Я захватил с собой паспорт,
Я отправил письма друзьям, жившим в Париже: просил похлопотать о визах. Я успел отъесться и перестал разглядывать колбасы. Знакомых в Риге у меня не было. Зарядили холодные дожди. Однажды пришел печальный человечек, сказал, что он открывает издательство, хочет печатать советских авторов, показал мне различные рукописи и купил мой сборник стихов «Раздумья». Иногда я заходил в наше посольство, читал «Правду», спорил с секретарем, которому нравились имажинисты. Французский консул мне отвечал однообразно: «Как я и думал, для вас ничего нет…»
Визы пришли, когда я потерял надежду. Консул наотрез отказался поставить их на советские паспорта и выдал особые пропуска. Я пошел в немецкое консульство, чтобы получить транзитные визы. Консул очень удивился, что я, будучи советским гражданином, получил французскую визу. Это показалось ему подозрительным, и он сказал, что не может пропустить нас через Германию. Пришлось выбрать очень сложный маршрут: на пароходе до свободного города Данцига, оттуда морем в Копенгаген и дальше через Лондон в Париж.
В Данциге нас выпустили в город. На узких, средневековых улицах толпились спекулянты, торговавшие различной валютой.
Датчане нас задержали и посадили в машину. Я решил, что нас везут в тюрьму; но отвезли нас в баню и, пока мы мылись, одежду подвергли дезинфекции. Это можно было объяснить: в России еще свирепствовал тиф. А вот в Лондоне полицейские меня приняли за сумасшедшего только потому, что на вопрос, как нам удалось бежать из России, я ответил, что мы уехали с заграничными паспортами.

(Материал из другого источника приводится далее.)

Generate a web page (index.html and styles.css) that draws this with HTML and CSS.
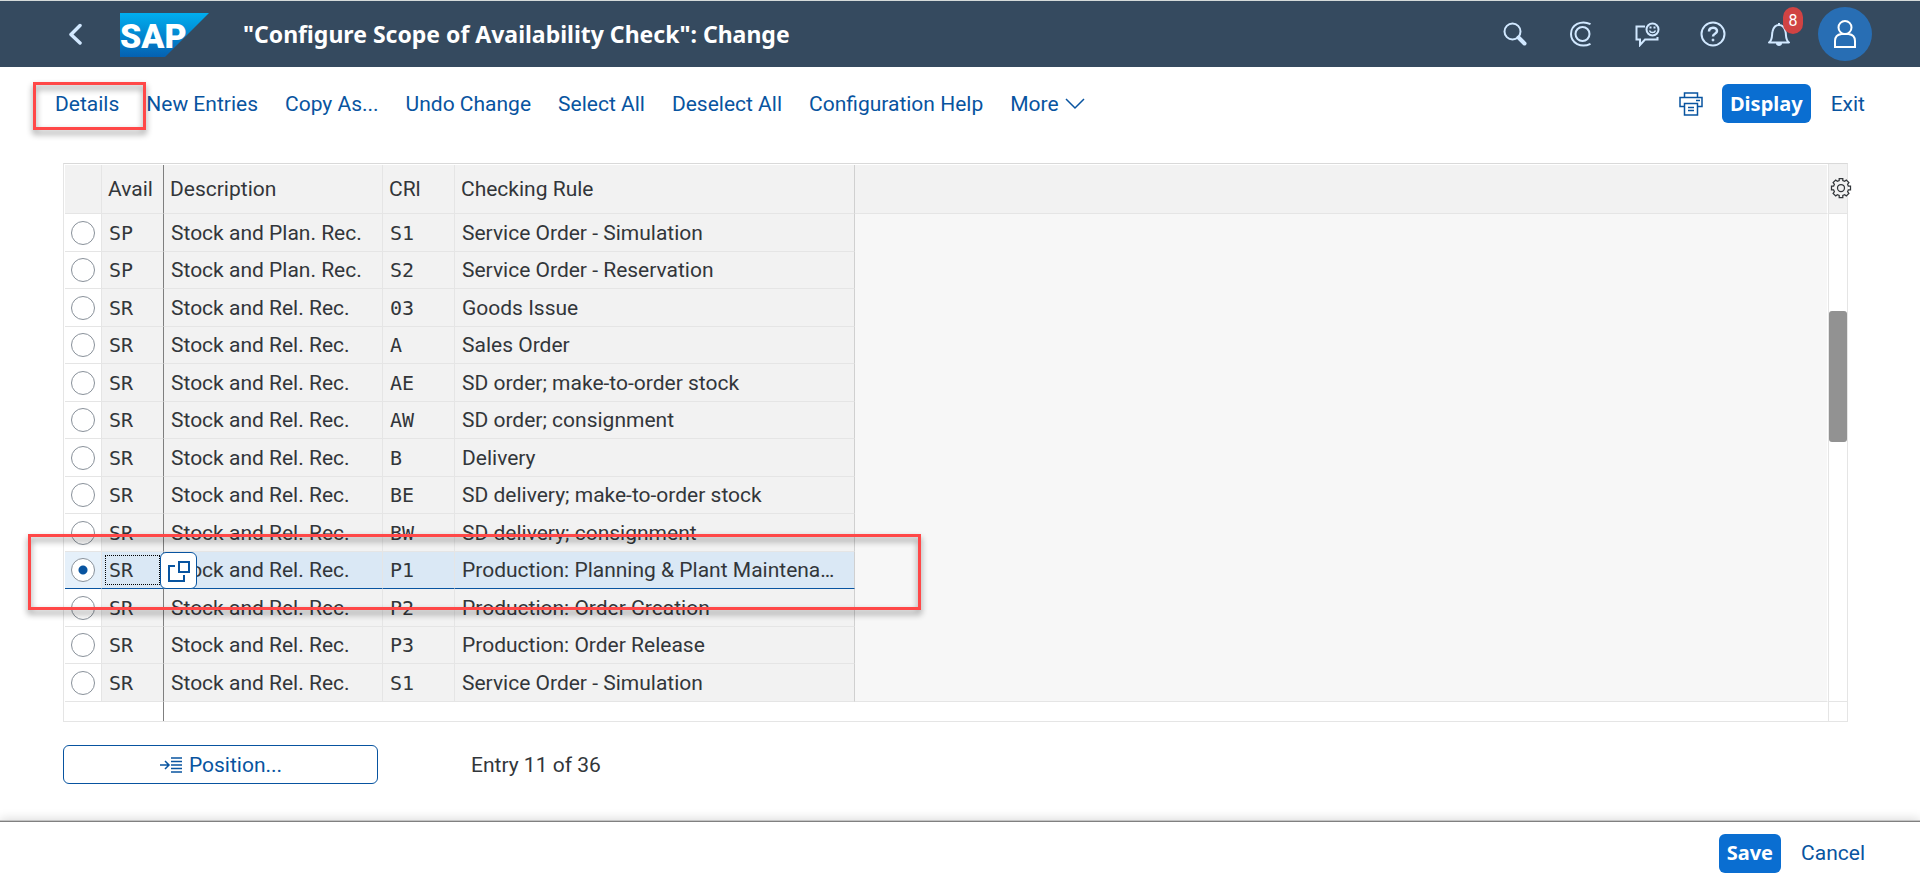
FILE: index.html
```
<!DOCTYPE html>
<html lang="en">
<head>
    <meta charset="UTF-8">
    <meta name="viewport" content="width=device-width, initial-scale=1.0">
    <title>"Configure Scope of Availability Check": Change</title>
    <link rel="stylesheet" href="styles.css">
</head>
<body>
    <header class="shell">
        <button type="button" class="shell-btn back" aria-label="Back">
            <svg width="14" height="22" viewBox="0 0 14 22" fill="none" stroke="#d1e8ff" stroke-width="3.500" stroke-linecap="round" stroke-linejoin="round"><path d="M11 2.500 2 11.500l9 8.500"/></svg>
        </button>
        <a href="#" class="logo" aria-label="SAP home">
            <svg width="89" height="44" viewBox="0 0 89 44">
                <defs>
                    <linearGradient id="logoFill" x1="0" y1="0" x2="0" y2="1">
                        <stop offset="0" stop-color="#00aeef"/>
                        <stop offset="1" stop-color="#0561b2"/>
                    </linearGradient>
                </defs>
                <path d="M0 0h89L45 44H0z" fill="url(#logoFill)"/>
                <text x="0" y="35" class="logo-text">SAP</text>
            </svg>
        </a>
        <h1 class="shell-title">"Configure Scope of Availability Check": Change</h1>
        <div class="shell-actions">
            <button type="button" class="shell-btn" aria-label="Search">
                <svg width="26" height="26" viewBox="0 0 26 26" fill="none" stroke="#d1e8ff" stroke-width="2"><circle cx="10.500" cy="10.500" r="8"/><path d="m16.500 16.500 6 6" stroke-width="4" stroke-linecap="round"/></svg>
            </button>
            <button type="button" class="shell-btn" aria-label="CoPilot">
                <svg width="26" height="26" viewBox="0 0 26 26" fill="none" stroke="#d1e8ff" stroke-width="2"><circle cx="14.500" cy="13" r="7"/><path d="M22.500 3.200C13-1.500 3 4 3 13s10 14.500 19.500 9.800"/></svg>
            </button>
            <button type="button" class="shell-btn" aria-label="Feedback">
                <svg width="26" height="26" viewBox="0 0 26 26" fill="none" stroke="#d1e8ff" stroke-width="2"><path d="M11 5.500H2.500v13H6v5.500l5-5.500h12.500V16"/><circle cx="18.500" cy="8.500" r="6"/><path d="M15.500 9.500c1 2.800 5 2.800 6 0" stroke-width="1.500"/><path d="M15.500 6.500h2M19.500 6.500h2"/></svg>
            </button>
            <button type="button" class="shell-btn" aria-label="Help">
                <svg width="26" height="26" viewBox="0 0 26 26" fill="none" stroke="#d1e8ff" stroke-width="2"><circle cx="13" cy="13" r="11.500"/><path d="M9 10.500c0-5 8-5 8-.5 0 3-4 2.500-4 5.500" stroke-width="2.500"/><circle cx="13" cy="19" r="1" fill="#d1e8ff" stroke-width="1"/></svg>
            </button>
            <button type="button" class="shell-btn" aria-label="Notifications">
                <svg width="26" height="26" viewBox="0 0 26 26" fill="none" stroke="#d1e8ff" stroke-width="2"><path d="M3 21.500c4-3 2.500-7 3.500-11C7.500 6 9.500 4 13 4s5.500 2 6.500 6.500c1 4-.5 8 3.500 11z" stroke-linejoin="round"/><path d="M13 2v2"/><path d="M10 22h6c0 4-6 4-6 0z" fill="#d1e8ff" stroke="none"/></svg>
                <span class="badge">8</span>
            </button>
            <button type="button" class="avatar" aria-label="User">
                <svg width="24" height="28" viewBox="0 0 24 28" fill="none" stroke="#fff" stroke-width="2"><circle cx="12" cy="7.500" r="6.500"/><path d="M2 27v-6c0-4 2.500-6.500 6.500-7h7c4 .5 6.500 3 6.500 7v6z"/></svg>
            </button>
        </div>
    </header>

    <nav class="toolbar">
        <div class="toolbar-item">
            <button type="button" class="link-btn">Details</button>
            <span class="marker marker-details"></span>
        </div>
        <button type="button" class="link-btn">New Entries</button>
        <button type="button" class="link-btn">Copy As...</button>
        <button type="button" class="link-btn">Undo Change</button>
        <button type="button" class="link-btn">Select All</button>
        <button type="button" class="link-btn">Deselect All</button>
        <button type="button" class="link-btn">Configuration Help</button>
        <button type="button" class="link-btn more">More
            <svg width="20" height="12" viewBox="0 0 20 12" fill="none" stroke="#0854a0" stroke-width="1.500"><path d="m1 1 9 9 9-9"/></svg>
        </button>
        <div class="toolbar-end">
            <button type="button" class="link-btn print" aria-label="Print">
                <svg width="24" height="24" viewBox="0 0 24 24" fill="none" stroke="#0854a0" stroke-width="1.500"><path d="M5.500 5V1h13v4M5 14.500H1V5.500h22v9h-4M17 8.500h4"/><path d="M5.500 11.500h13V23h-13zM9 15.500h6M9 18.500h6"/></svg>
            </button>
            <button type="button" class="btn">Display</button>
            <button type="button" class="link-btn">Exit</button>
        </div>
    </nav>

    <main class="content">
        <div class="grid-frame">
            <table class="grid">
                <colgroup>
                    <col class="col-select">
                    <col class="col-avail">
                    <col class="col-desc">
                    <col class="col-crl">
                    <col class="col-rule">
                    <col>
                </colgroup>
                <thead>
                    <tr><th></th><th>Avail</th><th>Description</th><th>CRl</th><th>Checking Rule</th><th></th></tr>
                </thead>
                <tbody>
                    <tr><td><input type="radio" name="entry" aria-label="SP S1"></td><td>SP</td><td>Stock and Plan. Rec.</td><td>S1</td><td>Service Order - Simulation</td><td></td></tr>
                    <tr><td><input type="radio" name="entry" aria-label="SP S2"></td><td>SP</td><td>Stock and Plan. Rec.</td><td>S2</td><td>Service Order - Reservation</td><td></td></tr>
                    <tr><td><input type="radio" name="entry" aria-label="SR 03"></td><td>SR</td><td>Stock and Rel. Rec.</td><td>03</td><td>Goods Issue</td><td></td></tr>
                    <tr><td><input type="radio" name="entry" aria-label="SR A"></td><td>SR</td><td>Stock and Rel. Rec.</td><td>A</td><td>Sales Order</td><td></td></tr>
                    <tr><td><input type="radio" name="entry" aria-label="SR AE"></td><td>SR</td><td>Stock and Rel. Rec.</td><td>AE</td><td>SD order; make-to-order stock</td><td></td></tr>
                    <tr><td><input type="radio" name="entry" aria-label="SR AW"></td><td>SR</td><td>Stock and Rel. Rec.</td><td>AW</td><td>SD order; consignment</td><td></td></tr>
                    <tr><td><input type="radio" name="entry" aria-label="SR B"></td><td>SR</td><td>Stock and Rel. Rec.</td><td>B</td><td>Delivery</td><td></td></tr>
                    <tr><td><input type="radio" name="entry" aria-label="SR BE"></td><td>SR</td><td>Stock and Rel. Rec.</td><td>BE</td><td>SD delivery; make-to-order stock</td><td></td></tr>
                    <tr><td><input type="radio" name="entry" aria-label="SR BW"></td><td>SR</td><td>Stock and Rel. Rec.</td><td>BW</td><td>SD delivery; consignment</td><td></td></tr>
                    <tr class="selected">
                        <td><input type="radio" name="entry" aria-label="SR P1" checked><span class="marker marker-row"></span></td>
                        <td>SR
                            <button type="button" class="value-help" aria-label="Value help">
                                <svg width="22" height="22" viewBox="0 0 22 22" fill="none" stroke="#0854a0" stroke-width="2"><path d="M7 6H1v15h15v-6"/><path d="M11 2h10v10H11z"/></svg>
                            </button>
                        </td>
                        <td>Stock and Rel. Rec.</td><td>P1</td><td>Production: Planning &amp; Plant Maintena…</td><td></td>
                    </tr>
                    <tr><td><input type="radio" name="entry" aria-label="SR P2"></td><td>SR</td><td>Stock and Rel. Rec.</td><td>P2</td><td>Production: Order Creation</td><td></td></tr>
                    <tr><td><input type="radio" name="entry" aria-label="SR P3"></td><td>SR</td><td>Stock and Rel. Rec.</td><td>P3</td><td>Production: Order Release</td><td></td></tr>
                    <tr><td><input type="radio" name="entry" aria-label="SR S1"></td><td>SR</td><td>Stock and Rel. Rec.</td><td>S1</td><td>Service Order - Simulation</td><td></td></tr>
                </tbody>
                <tfoot>
                    <tr><td></td><td></td><td></td><td></td><td></td><td></td></tr>
                </tfoot>
            </table>
            <div class="grid-side">
                <div class="side-head">
                    <button type="button" class="settings" aria-label="Settings">
                        <svg width="22" height="22" viewBox="0 0 22 22" fill="none" stroke="#32363a" stroke-width="1.250"><circle cx="11" cy="11" r="3.500"/><path d="M9.200 1.500h3.600v2l1.900.8 1.600-1.300 2.600 2.600-1.300 1.700.8 1.900h2.100v3.600h-2.100l-.8 1.900 1.300 1.700-2.600 2.600-1.600-1.300-1.900.8v2H9.200v-2l-1.900-.8L5.700 19l-2.600-2.600 1.300-1.700-.8-1.900H1.500V9.200h2.100l.8-1.900-1.300-1.700L5.700 3l1.600 1.300 1.900-.8z"/></svg>
                    </button>
                </div>
                <div class="scroll-track"><div class="scroll-thumb"></div></div>
                <div class="side-foot"></div>
            </div>
        </div>
        <div class="position-bar">
            <button type="button" class="position-btn">
                <svg width="24" height="18" viewBox="0 0 24 18" fill="none" stroke="#0854a0" stroke-width="1.500"><path d="M1 9h8M6 5l4 4-4 4M12 2h11M12 5.500h11M12 9h11M12 12.500h11M12 16h11"/></svg>
                Position...
            </button>
            <span class="entry-count">Entry 11 of 36</span>
        </div>
    </main>

    <footer class="footer">
        <button type="button" class="btn">Save</button>
        <button type="button" class="link-btn">Cancel</button>
    </footer>
</body>
</html>
```
FILE: styles.css
```
:root {
    --shell: #354a5f;
    --brand: #0a6ed1;
    --link: #0854a0;
    --text: #32363a;
    --line: #e5e5e5;
    --cell: #f2f2f2;
    --marker: #ff4848;
}

* {
    box-sizing: border-box;
}

body {
    margin: 0;
    min-height: 100vh;
    display: flex;
    flex-direction: column;
    font-family: Roboto, "Noto Sans", sans-serif;
    font-size: 21px;
    line-height: 24px;
    color: var(--text);
    background: #fff;
}

button {
    font: inherit;
    cursor: pointer;
}

svg {
    display: block;
}

/* shell bar */
.shell {
    display: flex;
    align-items: center;
    height: 67px;
    padding: 0 48px 0 69px;
    background: var(--shell);
    border-top: 1px solid #d5dad9;
}

.shell-btn {
    position: relative;
    padding: 0;
    border: none;
    background: none;
}

.logo {
    margin: 2px 34px 0 37px;
}

.logo-text {
    font-family: Roboto, sans-serif;
    font-size: 34px;
    font-weight: 900;
    fill: #fff;
}

.shell-title {
    margin: 0;
    font-family: "Noto Sans", sans-serif;
    font-size: 23px;
    line-height: 32px;
    font-weight: bold;
    color: #fff;
}

.shell-actions {
    display: flex;
    align-items: center;
    gap: 40px;
    margin-left: auto;
}

.badge {
    position: absolute;
    top: -14px;
    left: 17px;
    width: 20px;
    border-radius: 10px;
    background: #d04343;
    color: #fff;
    font-size: 16px;
    line-height: 27px;
    text-align: center;
}

.avatar {
    display: flex;
    align-items: center;
    justify-content: center;
    width: 54px;
    height: 54px;
    margin-left: -14px;
    padding: 0;
    border: none;
    border-radius: 50%;
    background: #286eb4;
}

/* toolbar */
.toolbar {
    display: flex;
    align-items: center;
    gap: 27px;
    padding: 17px 55px 0;
}

.toolbar-item {
    position: relative;
}

.toolbar-end {
    display: flex;
    align-items: center;
    margin-left: auto;
}

.link-btn {
    padding: 0;
    border: none;
    background: none;
    color: var(--link);
}

.more {
    display: flex;
    align-items: center;
    gap: 6px;
}

.print {
    margin-right: 19px;
}

.btn {
    height: 39px;
    margin-right: 20px;
    padding: 0 8px;
    border: none;
    border-radius: 6px;
    background: var(--brand);
    color: #fff;
    font-family: "Noto Sans", sans-serif;
    font-size: 20px;
    font-weight: bold;
}

/* red call-out frames */
.marker {
    position: absolute;
    z-index: 2;
    border: 3px solid var(--marker);
    filter: drop-shadow(0 4px 3px rgba(0, 0, 0, 0.45));
    pointer-events: none;
}

.marker-details {
    top: -10px;
    left: -22px;
    width: 113px;
    height: 48px;
}

.marker-row {
    top: -18px;
    left: -37px;
    width: 893px;
    height: 76px;
}

/* table */
.content {
    flex: 1;
    padding: 40px 72px 0 63px;
}

.grid-frame {
    display: flex;
    border: 1px solid var(--line);
    border-top-color: #d9d9d9;
}

.grid {
    flex: 1;
    width: 0;
    margin: 1px 0 0 1px;
    table-layout: fixed;
    border-collapse: separate;
    border-spacing: 0;
}

.col-select {
    width: 37px;
}

.col-avail {
    width: 62px;
}

.col-desc {
    width: 219px;
}

.col-crl {
    width: 72px;
}

.col-rule {
    width: 400px;
}

.grid th,
.grid td {
    position: relative;
    padding: 0 0 0 7px;
    border-right: 1px solid var(--line);
    border-bottom: 1px solid var(--line);
    background: var(--cell);
    text-align: left;
    font-weight: normal;
    white-space: nowrap;
}

.grid th {
    height: 49px;
    padding-left: 6px;
}

.grid td {
    height: 37px;
}

.grid tbody tr:nth-child(odd) td {
    height: 38px;
}

.grid tbody td:first-child {
    padding: 0;
    background: #fff;
}

.grid tbody td:nth-child(2),
.grid tbody td:nth-child(4) {
    font-family: "DejaVu Sans Mono", monospace;
    font-size: 20px;
}

.grid th:nth-child(2),
.grid td:nth-child(2) {
    border-right-color: #7f7f7f;
}

.grid th:nth-child(5),
.grid tbody td:nth-child(5) {
    border-right-color: #d0d0d0;
}

.grid th:last-child,
.grid td:last-child {
    border-right-color: #fff;
}

.grid tbody td:last-child {
    border-bottom: none;
    background: #f7f7f7;
}

.grid tbody tr:last-child td {
    border-bottom: 1px solid var(--line);
}

.grid tbody .selected td:not(:last-child) {
    border-bottom-color: var(--link);
    background: #dae8f5;
}

.grid tbody .selected td:first-child {
    background: #e5f0fa;
}

.grid .selected td:nth-child(2)::before {
    content: "";
    position: absolute;
    inset: 3px;
    border: 1px dotted #000;
}

.grid tfoot td {
    height: 19px;
    border-bottom: none;
    border-right-color: #fff;
    background: #fff;
}

.grid tfoot td:nth-child(2) {
    border-right-color: #7f7f7f;
}

.grid input {
    display: block;
    appearance: none;
    width: 24px;
    height: 24px;
    margin: 0 auto;
    border: 1px solid #89919a;
    border-radius: 50%;
    background: #fff;
}

.grid input:checked {
    background: radial-gradient(circle, var(--link) 4px, #fff 5px);
}

.value-help {
    position: absolute;
    z-index: 1;
    top: 0;
    right: -34px;
    display: flex;
    align-items: center;
    justify-content: center;
    width: 37px;
    height: 37px;
    padding: 0;
    border: 1px solid var(--link);
    border-radius: 6px;
    background: #fff;
}

.grid-side {
    display: flex;
    flex-direction: column;
    width: 19px;
    border-left: 1px solid var(--line);
}

.side-head {
    height: 50px;
    padding: 13px 0 0 1px;
    border-bottom: 1px solid var(--line);
    background: var(--cell);
}

.settings {
    padding: 0;
    border: none;
    background: none;
}

.scroll-track {
    flex: 1;
    padding-top: 97px;
}

.scroll-thumb {
    height: 131px;
    border-radius: 3px;
    background: #929292;
}

.side-foot {
    height: 20px;
    border-top: 1px solid var(--line);
}

.position-bar {
    display: flex;
    align-items: center;
    gap: 93px;
    margin-top: 23px;
}

.position-btn {
    display: flex;
    align-items: center;
    justify-content: center;
    gap: 6px;
    width: 315px;
    height: 39px;
    padding: 0;
    border: 1px solid var(--link);
    border-radius: 6px;
    background: #fff;
    color: var(--link);
}

.footer {
    display: flex;
    align-items: center;
    justify-content: flex-end;
    height: 59px;
    padding: 4px 55px 0 0;
    border-top: 1px solid #808080;
    box-shadow: 0 -1px 0 #c4c4c4, 0 -2px 10px rgba(0, 0, 0, 0.15);
}
```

В следующих частях моей книги я расскажу о жизни Западной Европы в годы после первой мировой войны; а когда я ехал из Москвы в Париж, мне было не до наблюдений. Хотя я хорошо знал Запад, все меня ошеломляло. Вещей было слишком много. Люди казались сонными и равнодушными.
В Копенгагене мы были первого мая. По улицам прошла чинная демонстрация; пели и жевали бутерброды. Перед ратушей объевшиеся голуби, казалось, не могли взлететь с земли. Возле королевского дворца стояли часовые в высочайших шапках. В рабочих кварталах люди толпились у лавчонок и, видимо, были озабочены не ликвидацией капитализма, а покупкой маргарина, входившего в моду.